Calculating the length of a side of a triangle, particularly the opposite side when given an adjacent side and an angle, is a fundamental concept in trigonometry. This is most commonly applied in right-angled triangles but can also be extended to general triangles using trigonometric laws. Our calculator specifically focuses on the trigonometric relationship involving the tangent function, which is particularly useful for right-angled triangles.

The Tangent Function (For Right-Angled Triangles)

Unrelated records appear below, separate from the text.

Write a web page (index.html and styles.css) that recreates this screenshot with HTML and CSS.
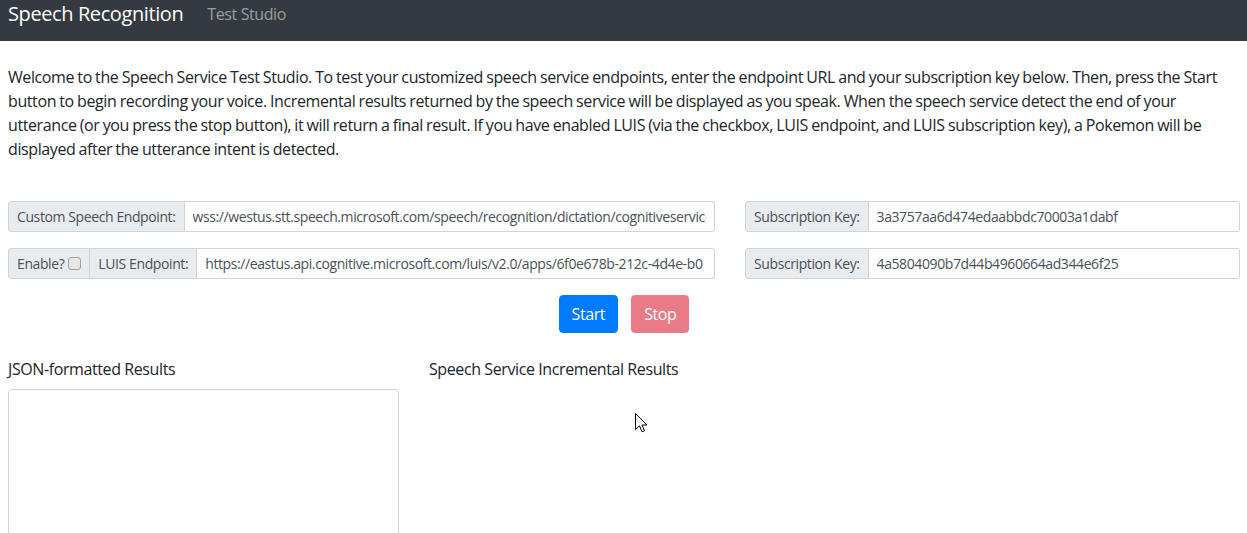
FILE: index.html
```html
<!DOCTYPE html>
<html lang="en">
<head>
<meta charset="utf-8">
<title>Speech Recognition</title>
<link rel="stylesheet" href="styles.css">
</head>
<body>
<nav class="navbar">
  <span class="brand">Speech Recognition</span>
  <span class="nav-link">Test Studio</span>
</nav>
<main class="page">
  <p class="intro">Welcome to the Speech Service Test Studio. To test your customized speech service endpoints, enter the endpoint URL and your subscription key below. Then, press the Start button to begin recording your voice. Incremental results returned by the speech service will be displayed as you speak. When the speech service detect the end of your utterance (or you press the stop button), it will return a final result. If you have enabled LUIS (via the checkbox, LUIS endpoint, and LUIS subscription key), a Pokemon will be displayed after the utterance intent is detected.</p>

  <div class="form-grid">
    <div class="input-group">
      <span class="addon">Custom Speech Endpoint:</span>
      <input class="field" type="text" value="wss://westus.stt.speech.microsoft.com/speech/recognition/dictation/cognitiveservices/v1?cid=">
    </div>
    <div class="input-group">
      <span class="addon">Subscription Key:</span>
      <input class="field" type="text" value="3a3757aa6d474edaabbdc70003a1dabf">
    </div>
    <div class="input-group">
      <span class="addon">Enable? <span class="check"></span></span>
      <span class="addon">LUIS Endpoint:</span>
      <input class="field" type="text" value="https://eastus.api.cognitive.microsoft.com/luis/v2.0/apps/6f0e678b-212c-4d4e-b0">
    </div>
    <div class="input-group">
      <span class="addon">Subscription Key:</span>
      <input class="field" type="text" value="4a5804090b7d44b4960664ad344e6f25">
    </div>
  </div>

  <div class="actions">
    <button class="btn btn-start" type="button">Start</button>
    <button class="btn btn-stop" type="button" disabled>Stop</button>
  </div>

  <div class="results">
    <div class="result-col">
      <label class="result-label">JSON-formatted Results</label>
      <textarea class="result-box"></textarea>
    </div>
    <div class="result-col">
      <label class="result-label">Speech Service Incremental Results</label>
    </div>
  </div>
</main>
<svg class="cursor" width="13" height="20" viewBox="0 0 13 20" aria-hidden="true">
  <path d="M0.5 0.5 L0.5 16.5 L4.5 12.8 L7 18.8 L9.5 17.8 L7 12 L12 12 Z" fill="#fff" stroke="#000" stroke-width="1" stroke-linejoin="miter"/>
</svg>
</body>
</html>
```
FILE: styles.css
```css
html, body {
  margin: 0;
  padding: 0;
  overflow: hidden;
}
body {
  font-family: "Open Sans", "Noto Sans", sans-serif;
  font-size: 16px;
  line-height: 24px;
  letter-spacing: -0.025em;
  color: #212529;
  background: #fff;
}
.navbar {
  height: 41px;
  background: #343a40;
  display: flex;
  align-items: flex-start;
  padding: 0 8px;
  box-sizing: border-box;
}
.brand {
  color: #fff;
  font-size: 20px;
  line-height: 28px;
  margin-right: 24px;
}
.nav-link {
  color: rgba(255, 255, 255, 0.5);
  font-size: 16px;
  line-height: 24px;
  padding-top: 2px;
}
.page {
  padding: 24px 7px 0 8px;
}
.intro {
  margin: 0 0 40px;
  word-spacing: -0.5px;
}
.form-grid {
  display: grid;
  grid-template-columns: 707px 1fr;
  column-gap: 30px;
  row-gap: 16px;
}
.input-group {
  display: flex;
  height: 31px;
  font-size: 14px;
  line-height: 21px;
}
.addon {
  display: flex;
  align-items: center;
  gap: 4px;
  padding: 0 8px;
  background: #e9ecef;
  color: #495057;
  border: 1px solid #ced4da;
  white-space: nowrap;
}
.addon + .addon {
  border-left: 1px solid #ced4da;
}
.input-group > :first-child {
  border-radius: 3px 0 0 3px;
}
.addon + .addon {
  border-left: none;
}
.field {
  flex: 1;
  min-width: 0;
  font: inherit;
  letter-spacing: inherit;
  color: #495057;
  padding: 0 8px;
  border: 1px solid #ced4da;
  border-left: none;
  border-radius: 0 3px 3px 0;
  background: #fff;
  outline: none;
}
.check {
  display: inline-block;
  width: 11px;
  height: 11px;
  border: 1px solid #a0a0a0;
  border-radius: 3px;
  background: #e6e6e6;
}
.actions {
  display: flex;
  justify-content: center;
  gap: 13px;
  margin-top: 16px;
}
.btn {
  font: inherit;
  font-size: 16px;
  line-height: 24px;
  letter-spacing: inherit;
  height: 38px;
  padding: 6px 12px;
  border-radius: 4px;
  border: 1px solid transparent;
  color: #fff;
}
.btn-start {
  background: #007bff;
  border-color: #007bff;
}
.btn-stop {
  background: #dc3545;
  border-color: #dc3545;
  opacity: 0.65;
}
.results {
  display: grid;
  grid-template-columns: 391px 1fr;
  column-gap: 30px;
  margin-top: 24px;
}
.result-col {
  display: flex;
  flex-direction: column;
}
.result-label {
  margin-bottom: 8px;
}
.result-box {
  height: 200px;
  border: 1px solid #ced4da;
  border-radius: 4px;
  resize: none;
  padding: 6px 12px;
}
.cursor {
  position: absolute;
  left: 635px;
  top: 413px;
}
```
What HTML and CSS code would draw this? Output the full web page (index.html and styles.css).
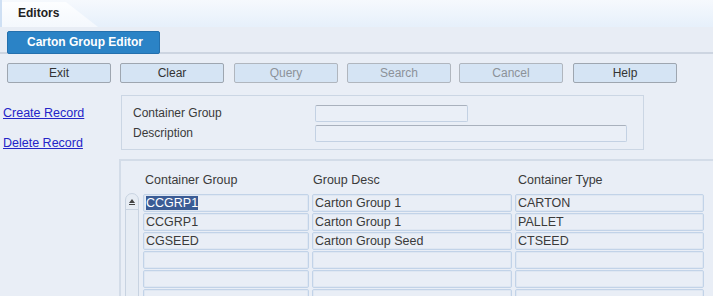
FILE: index.html
```html
<!DOCTYPE html>
<html lang="en">
<head>
    <meta charset="UTF-8">
    <title>Carton Group Editor</title>
    <link rel="stylesheet" href="styles.css">
</head>
<body>
    <div class="tabbar">
        <div class="tab">Editors</div>
    </div>

    <div class="titlebar">
        <div class="title-btn">Carton Group Editor</div>
    </div>

    <div class="toolbar">
        <button>Exit</button>
        <button>Clear</button>
        <button disabled>Query</button>
        <button disabled>Search</button>
        <button disabled>Cancel</button>
        <button>Help</button>
    </div>

    <div class="content">
        <div class="links">
            <a href="#">Create Record</a>
            <a href="#">Delete Record</a>
        </div>
        <div class="search-panel">
            <div class="form-row">
                <label>Container Group</label>
                <input type="text" class="short">
            </div>
            <div class="form-row">
                <label>Description</label>
                <input type="text" class="long">
            </div>
        </div>
    </div>

    <div class="results">
        <div class="grid-head">
            <span class="c1">Container Group</span>
            <span class="c2">Group Desc</span>
            <span class="c3">Container Type</span>
        </div>
        <div class="grid-body">
            <div class="scroll">
                <div class="scroll-up"></div>
            </div>
            <div class="rows">
                <div class="row">
                    <div class="cell c1"><span class="sel">CCGRP1</span></div>
                    <div class="cell c2">Carton Group 1</div>
                    <div class="cell c3">CARTON</div>
                </div>
                <div class="row">
                    <div class="cell c1">CCGRP1</div>
                    <div class="cell c2">Carton Group 1</div>
                    <div class="cell c3">PALLET</div>
                </div>
                <div class="row">
                    <div class="cell c1">CGSEED</div>
                    <div class="cell c2">Carton Group Seed</div>
                    <div class="cell c3">CTSEED</div>
                </div>
                <div class="row">
                    <div class="cell c1"></div>
                    <div class="cell c2"></div>
                    <div class="cell c3"></div>
                </div>
                <div class="row">
                    <div class="cell c1"></div>
                    <div class="cell c2"></div>
                    <div class="cell c3"></div>
                </div>
                <div class="row">
                    <div class="cell c1"></div>
                    <div class="cell c2"></div>
                    <div class="cell c3"></div>
                </div>
            </div>
        </div>
    </div>
</body>
</html>
```

FILE: styles.css
```css
body {
    margin: 0;
    font-family: "Liberation Sans", Arial, sans-serif;
    font-size: 12px;
    color: #3a3a3a;
    background-color: #e9eef6;
    overflow: hidden;
    height: 296px;
}
.tabbar {
    height: 27px;
    background: linear-gradient(#f6f9fd, #e6f0fb);
    border-left: 2px solid #cfe0f4;
    position: relative;
}
.tab {
    position: absolute;
    left: 0;
    top: 2px;
    width: 96px;
    height: 25px;
    background: linear-gradient(#fdfeff, #f4f8fd);
    clip-path: polygon(0 0, 64px 0, 96px 100%, 0 100%);
    font-weight: bold;
    color: #222;
    line-height: 22px;
    padding-left: 16px;
    box-sizing: border-box;
}
.titlebar {
    height: 27px;
    background-color: #e8edf5;
    border-bottom: 2px solid #cdd5e1;
    padding: 4px 0 0 7px;
    box-sizing: border-box;
}
.title-btn {
    width: 153px;
    height: 23px;
    box-sizing: border-box;
    background-color: #2b83c6;
    border: 1px solid #2470ad;
    border-radius: 2px;
    color: #fff;
    font-weight: bold;
    line-height: 20px;
    padding-left: 19px;
}
.toolbar {
    display: flex;
    padding: 9px 0 0 7px;
    height: 34px;
    box-sizing: border-box;
}
.toolbar button {
    width: 104px;
    height: 20px;
    margin-right: 9px;
    background-color: #d5e4f4;
    border: 1px solid #9ea6b0;
    border-radius: 2px;
    font-family: inherit;
    font-size: 12px;
    color: #333;
    padding: 0;
}
.toolbar button:nth-child(2),
.toolbar button:nth-child(5) {
    margin-right: 10px;
}
.toolbar button:nth-child(4) {
    margin-right: 8px;
}
.toolbar button:disabled {
    color: #8c9299;
    border-color: #b0b6be;
}
.content {
    display: flex;
    padding-top: 7px;
    height: 64px;
}
.links {
    width: 121px;
    display: flex;
    flex-direction: column;
    padding: 11px 0 0 3px;
    gap: 15px;
    box-sizing: border-box;
}
.links a {
    color: #2424c8;
    text-decoration: underline;
    line-height: 15px;
    font-size: 12.5px;
}
.search-panel {
    width: 523px;
    height: 55px;
    box-sizing: border-box;
    border: 1px solid #cbd6e4;
    padding: 7px 0 0 11px;
}
.form-row {
    display: flex;
    align-items: center;
    height: 20px;
}
.form-row label {
    width: 182px;
}
.form-row input {
    height: 17px;
    box-sizing: border-box;
    background-color: #eaeff7;
    border: 1px solid #c3d1e3;
    border-top-color: #a9b1bd;
    border-radius: 2px;
    padding: 0;
}
.form-row input.short {
    width: 153px;
}
.form-row input.long {
    width: 312px;
}
.results {
    margin-left: 119px;
    border-top: 2px solid #d3dce8;
    border-left: 2px solid #d3dce8;
    height: 140px;
}
.grid-head {
    display: flex;
    height: 31px;
    align-items: flex-end;
    padding-bottom: 5px;
    box-sizing: border-box;
    padding-left: 24px;
}
.grid-head span {
    display: block;
    line-height: 14px;
    font-size: 12.5px;
}
.grid-head .c1 { width: 168px; }
.grid-head .c2 { width: 205px; }
.grid-body {
    display: flex;
    padding-left: 4px;
    padding-top: 1px;
}
.scroll {
    width: 14px;
    height: 110px;
    border: 1px solid #c8d3e1;
    border-radius: 7px 7px 0 0;
    background-color: #e6ecf4;
    box-sizing: border-box;
}
.scroll-up {
    height: 15px;
    border-bottom: 1px solid #c8d3e1;
    position: relative;
}
.scroll-up::after {
    content: "";
    position: absolute;
    left: 3px;
    top: 5px;
    border-left: 3px solid transparent;
    border-right: 3px solid transparent;
    border-bottom: 4px solid #444;
}
.scroll-up::before {
    content: "";
    position: absolute;
    left: 3px;
    top: 10px;
    width: 6px;
    height: 1px;
    background-color: #444;
}
.rows {
    display: flex;
    flex-direction: column;
    gap: 1px;
    margin-left: 4px;
    padding-top: 1px;
}
.row {
    display: flex;
    gap: 3px;
}
.cell {
    height: 18px;
    box-sizing: border-box;
    border: 1px solid #c2d3e8;
    border-radius: 2px;
    box-shadow: inset 0 0 0 1px #dfe7f2;
    background-color: #e9eef6;
    padding-left: 2px;
    line-height: 16px;
    font-size: 12.5px;
    white-space: nowrap;
}
.cell.c1 { width: 166px; }
.cell.c2 { width: 200px; }
.cell.c3 { width: 189px; }
.sel {
    background-color: #3b5c95;
    color: #fff;
}
```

In a right-angled triangle, the tangent of an angle is defined as the ratio of the length of the side opposite the angle to the length of the side adjacent to the angle. Mathematically, this is expressed as:

tan(A) = Opposite / Adjacent

If we know the length of the adjacent side (a) and the angle (A) adjacent to it (and opposite to the side we want to find, let's call it b), we can rearrange this formula to solve for the opposite side (b):

Opposite (b) = Adjacent (a) * tan(A)

Important Note: This calculator assumes you are working with a right-angled triangle where the provided angle is one of the non-right angles, and the 'Adjacent Side' is the side next to that angle (that isn't the hypotenuse). The 'Opposite Side' is the side across from the given angle.

How the Calculator Works

1. Input Adjacent Side (a): Enter the length of the side adjacent to the angle you are considering.
2. Input Angle A (degrees): Enter the measure of the angle in degrees that is opposite to the side you want to calculate.
3. Calculation: The calculator converts the angle from degrees to radians (as JavaScript's Math.tan() function expects radians). It then applies the formula: Opposite Side (b) = Adjacent Side (a) * tan(Angle A in radians).
4. Result: The calculated length of the opposite side (b) is displayed.

Use Cases

• Construction & Engineering: Determining heights or distances without direct measurement. For example, calculating the height of a building by measuring the distance from the base (adjacent side) and the angle of elevation (angle A).
• Navigation: Estimating distances or positions.
• Physics: Solving problems involving vectors, forces, or projectile motion.
• Surveying: Measuring land boundaries or features.
• Art & Design: Ensuring accurate proportions in drawings or models.

Example Calculation

Let's say you are standing 10 meters away from a tree (this is your Adjacent Side = 10 meters). You measure the angle from the ground to the top of the tree to be 45 degrees (this is your Angle A = 45 degrees). To find the height of the tree (the Opposite Side), you would use the formula:

Opposite Side = 10 meters * tan(45 degrees)

Since tan(45 degrees) is 1, the height of the tree is:

Opposite Side = 10 meters * 1 = 10 meters.

Our calculator automates this process for any valid inputs.